8. The liquid crystal display device according to claim 7, wherein each of said surface light blocks has a resonant circuit which resonates in combination with a floating capacitance occurring in each of said surface light source blocks and wherein each of said surface light source blocks applies each said driving pulse voltages whose frequency is set to be a frequency being near to a resonant frequency of said resonant circuit to each of said surface light source blocks in synchronization with each of said timing signals; and wherein each of said frequency setting sections is so configured-as to change a set value of a frequency of each said driving pulse voltages according to a decrease in said resonant frequency caused by an increase in said floating capacitance occurring when a transition occurs from said initial state of lighting of each of said surface light source blocks to the stabilized state.
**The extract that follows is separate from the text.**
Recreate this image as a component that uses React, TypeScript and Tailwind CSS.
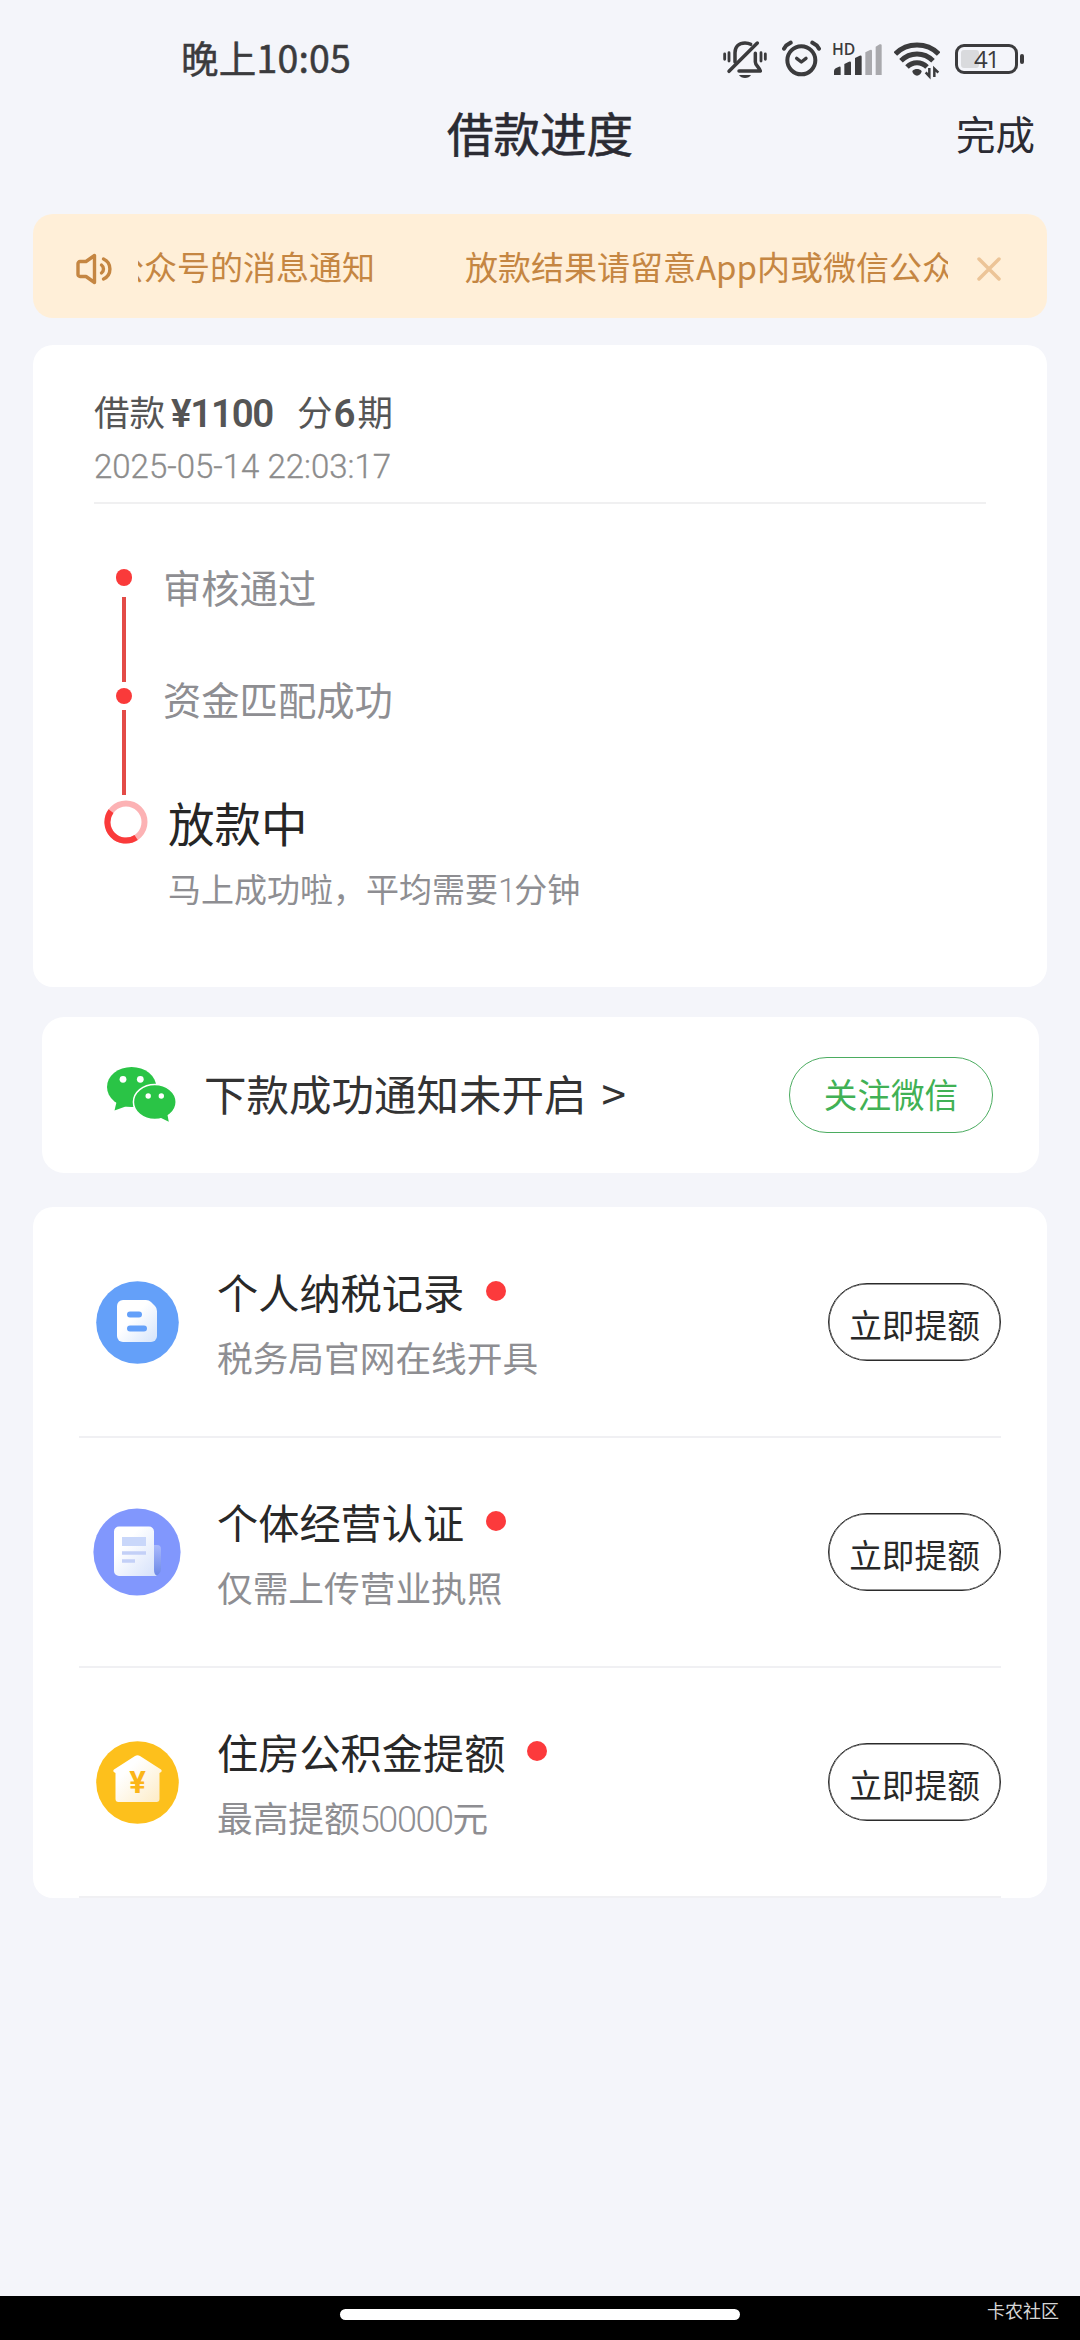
import type { ReactNode } from 'react';

interface Offer {
  id: number;
  title: string;
  subtitle: ReactNode;
  icon: ReactNode;
}

function StatusBar() {
  return (
    <div className="mt-8 flex h-14 items-center pr-[56px] pl-[181px] text-[#3b3b3d]">
      <span className="pb-[6px] text-[37.500px] leading-[44px] tracking-[0.200px] [-webkit-text-stroke:0.500px_currentColor]">晚上10:05</span>
      <div className="ml-auto flex h-10">
        {/* muted bell */}
        <svg className="h-10 w-[44px]" viewBox="66 60 132 120" fill="none" stroke="currentColor" strokeWidth="10.500" strokeLinecap="round" strokeLinejoin="round">
          <path d="M102 126V98c0-18 12-29 30-29 7 0 12 1 17 4" />
          <path d="M163 100v26c0 10 12 16 15 27h-64" />
          <path d="M84 154L169 69" />
          <path d="M114 165c6 12 30 12 36 0z" fill="currentColor" stroke="none" />
          <path d="M71 102v16M84 98v25M180 98v25M193 102v16" strokeWidth="8.500" />
        </svg>
        {/* alarm */}
        <svg className="ml-[15px] h-10 w-[39px]" viewBox="243 60 117 120" fill="none" stroke="currentColor" strokeWidth="12" strokeLinecap="round" strokeLinejoin="round">
          <circle cx="301" cy="121" r="42" />
          <path d="M287 115l14 11 14-11" strokeWidth="10" />
          <path d="M249 86c4-7 11-14 20-18M354 86c-4-7-11-14-20-18" />
        </svg>
        {/* signal */}
        <svg className="ml-[11px] h-10 w-[50px] overflow-visible" viewBox="394 60 150 120" fill="currentColor">
          <text x="394" y="106" fontFamily="Open Sans, sans-serif" fontSize="46" fontWeight="600" textLength="70" lengthAdjust="spacingAndGlyphs">HD</text>
          <path d="M400 153q0-5 5-8l10-5q5-2 5 3v22h-20zM431 132l14-7q6-2 6 3v37h-20zM463 114l14-7q6-2 6 3v55h-20z" />
          <path d="M494 97l14-7q6-2 6 3v72h-20zM525 80l12-7q6-2 6 3v89h-18z" fill="#a9a9ad" />
        </svg>
        {/* wifi */}
        <svg className="ml-[12px] h-10 w-[46px]" viewBox="582 60 138 120" fill="none" stroke="currentColor" strokeWidth="15">
          <path d="M586 102c35-36 95-36 130 0" />
          <path d="M603 122c27-27 69-27 96 0" />
          <path d="M621 141c17-17 43-17 60 0" />
          <path d="M637 153c8-8 20-8 28 0 0 7-8 14-14 14s-14-7-14-14z" fill="currentColor" stroke="none" />
          <path d="M688 144v25l-11-12M703 171v-25l12 12" strokeWidth="7.500" />
        </svg>
        {/* battery */}
        <div className="ml-[15px] flex items-center pb-[2px]">
          <div className="flex h-[30px] w-[63px] rounded-[9px] border-[3px] border-current p-[3px]">
            <div className="flex w-[18px] items-center rounded-[3px] bg-[#d9dadd]">
              <span className="pl-[13px] font-['Open_Sans'] text-[24px] leading-none tracking-[-1.500px]">41</span>
            </div>
          </div>
          <div className="ml-[2px] h-[10px] w-[4px] rounded-sm bg-current" />
        </div>
      </div>
    </div>
  );
}

function Header() {
  return (
    <div className="grid h-[86px] grid-cols-3 items-center px-[45px] text-[#2b2b33]">
      <span />
      <h1 className="pt-[1px] text-center text-[46.500px] leading-[56px] [-webkit-text-stroke:0.600px_currentColor]">借款进度</h1>
      <button className="pt-[3px] text-right text-[39.500px] leading-[48px]">完成</button>
    </div>
  );
}

function Notice() {
  return (
    <div className="mx-[33px] mt-10 flex h-[104px] items-center rounded-[20px] bg-[#ffefd8] pr-[46px] pl-[43px] text-[#c58642]">
      <svg className="mt-[6px] h-8 w-[38px] shrink-0" viewBox="0 0 38 32" fill="none" stroke="currentColor" strokeWidth="3.400" strokeLinecap="round" strokeLinejoin="round">
        <path d="M4 8.500h6L18.500 2.500v27L10 23.500H4a2 2 0 0 1-2-2v-11a2 2 0 0 1 2-2z" />
        <path d="M25.500 12a5 5 0 0 1 0 8M27.500 6a11 11 0 0 1 0 20" />
      </svg>
      <div className="ml-[24px] flex w-[810px] justify-end overflow-hidden text-[33px] leading-[44px] whitespace-nowrap">
        <span className="mr-[90px]">放款结果请留意App内或微信公众号的消息通知</span>
        <span className="-mr-[7px]">放款结果请留意App内或微信公众</span>
      </div>
      <svg className="mt-[6px] ml-auto h-6 w-6 shrink-0" viewBox="0 0 24 24" stroke="#ecc497" strokeWidth="3.500" strokeLinecap="round">
        <path d="M2 2l20 20M22 2L2 22" />
      </svg>
    </div>
  );
}

function Progress() {
  return (
    <div className="mx-[33px] mt-[27px] h-[642px] rounded-[20px] bg-white px-[61px] pt-[46px]">
      <div className="flex h-10 items-center text-[35.500px] leading-10 text-[#555]">
        <span>借款</span>
        <span className="ml-[6px] pt-[5px] font-['Roboto'] text-[38.500px] font-semibold tracking-[-1.300px]">¥1100</span>
        <span className="ml-[24px]">分</span>
        <span className="ml-[1px] pt-[5px] font-['Roboto'] text-[38.500px] font-semibold tracking-[-1px]">6</span>
        <span className="ml-[3px]">期</span>
      </div>
      <p className="mt-4 font-['Roboto'] text-[33px] leading-10 font-light text-[#8c8c8c] [-webkit-text-stroke:0.300px_currentColor]">
        2025-05-14 22:03:17
      </p>
      <div className="mt-[15px] h-[2px] bg-[#f0f0f1]" />
      <div className="flex">
        <div className="flex w-[60px] flex-col items-center pt-[65px]">
          <span className="h-[17px] w-4 rounded-full bg-[#fa3a3a]" />
          <span className="mt-[11px] h-[85px] w-1 bg-[#e34b47]" />
          <span className="mt-[6px] h-4 w-4 rounded-full bg-[#fa3a3a]" />
          <span className="mt-[6px] h-[85px] w-1 bg-[#e34b47]" />
          <svg className="mt-[5px] ml-1 h-[44px] w-[44px]" viewBox="-22 -22 44 44" fill="none" strokeWidth="6">
            <circle r="18.500" stroke="#fcb2b4" />
            <path d="M10.100 15.500A18.500 18.500 0 0 1-15-10.900" stroke="#fa3a3a" />
          </svg>
        </div>
        <div className="flex flex-col pt-[63px] pl-[9px] text-[38.300px] text-[#8e8e92]">
          <span className="leading-10">审核通过</span>
          <span className="mt-[72px] leading-10">资金匹配成功</span>
          <span className="mt-[79px] ml-[5px] text-[46.500px] leading-[48px] text-[#262626]">放款中</span>
          <span className="mt-[22px] ml-[5px] text-[33px] leading-10">
            马上成功啦，平均需要<span className="font-['Roboto'] font-light tracking-[-2px]">1</span>分钟
          </span>
        </div>
      </div>
    </div>
  );
}

function WechatBar() {
  return (
    <div className="mr-[41px] ml-[42px] mt-[30px] flex h-[156px] items-center rounded-[22px] bg-white pr-[46px] pl-[65px]">
      <svg className="h-14 w-[69px]" viewBox="0 0 69 56" fill="#2ac446">
        <ellipse cx="24.600" cy="20" rx="24.600" ry="20" />
        <path d="M10 33L7.500 43.500L20 39z" />
        <ellipse cx="47.800" cy="35" rx="21.400" ry="17.600" stroke="#fff" strokeWidth="1.500" />
        <path d="M53 50.500L61.800 54.700L60.300 47z" />
        <g fill="#fff">
          <circle cx="16" cy="12.300" r="3.400" />
          <circle cx="33.300" cy="12.300" r="3.400" />
          <circle cx="41.200" cy="29" r="2.700" />
          <circle cx="54.300" cy="29" r="2.700" />
        </g>
      </svg>
      <span className="ml-[28px] pb-[6px] text-[42.500px] leading-[52px] text-[#333]">
        下款成功通知未开启<span className="ml-[15px] text-[44px]">&gt;</span>
      </span>
      <button className="ml-auto h-[76px] w-[204px] rounded-full border border-[#4bac60] pb-[3px] text-[33.600px] leading-[44px] text-[#41b155]">
        关注微信
      </button>
    </div>
  );
}

const offers: Offer[] = [
  {
    id: 1,
    title: '个人纳税记录',
    subtitle: '税务局官网在线开具',
    icon: (
      <svg className="h-[83px] w-[83px]" viewBox="0 0 83 83">
        <defs>
          <linearGradient id="tax" x1="0" y1="0" x2="1" y2="1">
            <stop offset="0.400" stopColor="#fff" />
            <stop offset="1" stopColor="#d5e4fb" />
          </linearGradient>
        </defs>
        <circle cx="41.500" cy="41.500" r="41.300" fill="#64a0f9" />
        <path d="M27 19h23q3 0 5 2l4 4q2 2 2 5v25a6 6 0 0 1-6 6H27a6 6 0 0 1-6-6V25a6 6 0 0 1 6-6z" fill="url(#tax)" />
        <path d="M34 33.500h9M34 47.500h14" stroke="#64a0f9" strokeWidth="6" strokeLinecap="round" />
      </svg>
    )
  },
  {
    id: 2,
    title: '个体经营认证',
    subtitle: '仅需上传营业执照',
    icon: (
      <svg className="h-[88px] w-[88px]" viewBox="0 0 88 88">
        <defs>
          <linearGradient id="biz" x1="0" y1="0" x2="1" y2="1">
            <stop offset="0.300" stopColor="#fff" />
            <stop offset="1" stopColor="#d4e0fa" />
          </linearGradient>
          <linearGradient id="fold" x1="0" y1="0" x2="0" y2="1">
            <stop offset="0" stopColor="#a9b9fc" />
            <stop offset="1" stopColor="#6c88e6" />
          </linearGradient>
        </defs>
        <circle cx="44" cy="44" r="43.600" fill="#8197fd" />
        <path d="M60 37h4a4 4 0 0 1 4 4v20a7 7 0 0 1-8 7z" fill="url(#fold)" />
        <path d="M26 18.500h30a5 5 0 0 1 5 5V62c0 3 1 5 3 6H26a5 5 0 0 1-5-5V23.500a5 5 0 0 1 5-5z" fill="url(#biz)" />
        <path d="M29 29h24v9H29z" fill="#c9d7fa" />
        <path d="M29 45h24M29 53h13" stroke="#c3d0f7" strokeWidth="3.500" />
      </svg>
    )
  },
  {
    id: 3,
    title: '住房公积金提额',
    subtitle: (
      <>
        最高提额<span className="font-['Roboto'] text-[36px] font-light tracking-[-1.400px]">50000</span>元
      </>
    ),
    icon: (
      <svg className="h-[83px] w-[83px]" viewBox="0 0 83 83">
        <defs>
          <linearGradient id="house" x1="0" y1="0" x2="1" y2="1">
            <stop offset="0.300" stopColor="#fff" />
            <stop offset="1" stopColor="#fdebc4" />
          </linearGradient>
        </defs>
        <circle cx="41.500" cy="41.500" r="41.300" fill="#fdc01c" />
        <path d="M39 15q2.500-1.500 5 0L65 28.500q2 2.500-1.500 3.500V58a3 3 0 0 1-3 3h-38a3 3 0 0 1-3-3V32q-3.500-1-1.500-3.500z" fill="url(#house)" />
        <text x="41.500" y="51.500" textAnchor="middle" fontFamily="Roboto, sans-serif" fontSize="31" fontWeight="700" fill="#fbb518">¥</text>
      </svg>
    )
  }
];

export default function App() {
  return (
    <div className="relative flex h-[2340px] w-[1080px] flex-col overflow-hidden bg-[#f4f5fa] font-['Noto_Sans_CJK_SC',sans-serif]">
      <StatusBar />
      <Header />
      <Notice />
      <Progress />
      <WechatBar />
      <div className="mx-[33px] mt-[34px] flex h-[691px] flex-col rounded-[20px] bg-white px-[46px] pt-[1px]">
        {offers.map((offer) => (
          <div key={offer.id} className="flex flex-1 items-center border-b-2 border-[#f0f0f3]">
            <div className="flex w-[116px] justify-center">{offer.icon}</div>
            <div className="ml-[22px]">
              <div className="flex h-12 items-center">
                <h2 className="text-[41.200px] leading-[48px] text-[#282828]">{offer.title}</h2>
                <span className="ml-[22px] h-5 w-5 rounded-full bg-[#fc3a3c]" />
              </div>
              <p className="mt-[22px] h-10 text-[35.700px] leading-10 text-[#8e8e92]">{offer.subtitle}</p>
            </div>
            <button className="ml-auto h-[78px] w-[173px] rounded-full border border-[#2b2b2b] pt-[3px] text-[32.700px] leading-[44px] text-[#282828] shadow-[inset_0_0_0_0.500px_#2b2b2b]">
              立即提额
            </button>
          </div>
        ))}
      </div>
      <div className="mt-auto flex h-11 justify-center bg-black pt-[13px]">
        <div className="h-[11px] w-[400px] rounded-full bg-white" />
      </div>
      <span className="absolute right-[21px] bottom-[18px] text-[18px] leading-6 text-[#d6d6d6]">卡农社区</span>
    </div>
  );
}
9. The liquid crystal display device of claim 7, wherein each of said surface light source blocks comprises:
- a cold cathode fluorescent tube which lights up when each of said driving pulse voltages is applied to;
- a reflecting section which reflects light emitted from said cold cathode fluorescent tube and which increases said floating capacitance more in a stabilized period of lighting of said cold cathode fluorescent tube rather than in the initial state by making an electrostatic capacitor be produced between said reflecting section and plasma generated within said cold cathode fluorescent tube;
- a diffusing section which diffuses light reflected from said reflecting section and light emitted from said cold cathode fluorescent tube to illuminate said liquid crystal panel uniformly,
- wherein said frequency setting section is so configured as to set a frequency of said driving pulse voltages to be a frequency being near to a resonant frequency corresponding to said floating capacitance occurring in an initial period of lighting of said cold cathode fluorescent tube and then the frequency to be a frequency being near to a resonant frequency corresponding to said floating capacitance occurring in the stabilized period of lighting of said cold cathode fluorescent tube.
10. A liquid crystal display device comprising:
- a liquid crystal panel;
- two or more surface light source blocks which are divided in a scanning direction of said liquid crystal panel and light up when a driving pulse voltage is applied to and uniformly illuminate related regions in said liquid crystal panel;
- a lighting timing controlling section which divides one frame period for a video input signal into two or more frame blocks each corresponding to a length in said scanning direction of each of said surface light source blocks and which generates two or more timing signals to make each of said surface light source blocks flash on and off in a manner to correspond to a response characteristic of said liquid crystal panel during each of said frame blocks:
- two or more surface light source block driving sections to apply each driving pulse voltage to said surface light source blocks in synchronization with said timing signals; And
- two or more voltage setting sections to set said driving pulse voltage so as to gradually increase from an initial value to a set value during a period from a start time of lighting of each of said surface light source blocks to a specified time; and
- wherein two or more frequency setting sections are added which change a frequency of each driving pulse voltage after a lapse of said period from the start time of lighting of each of said surface light source blocks to the specified time.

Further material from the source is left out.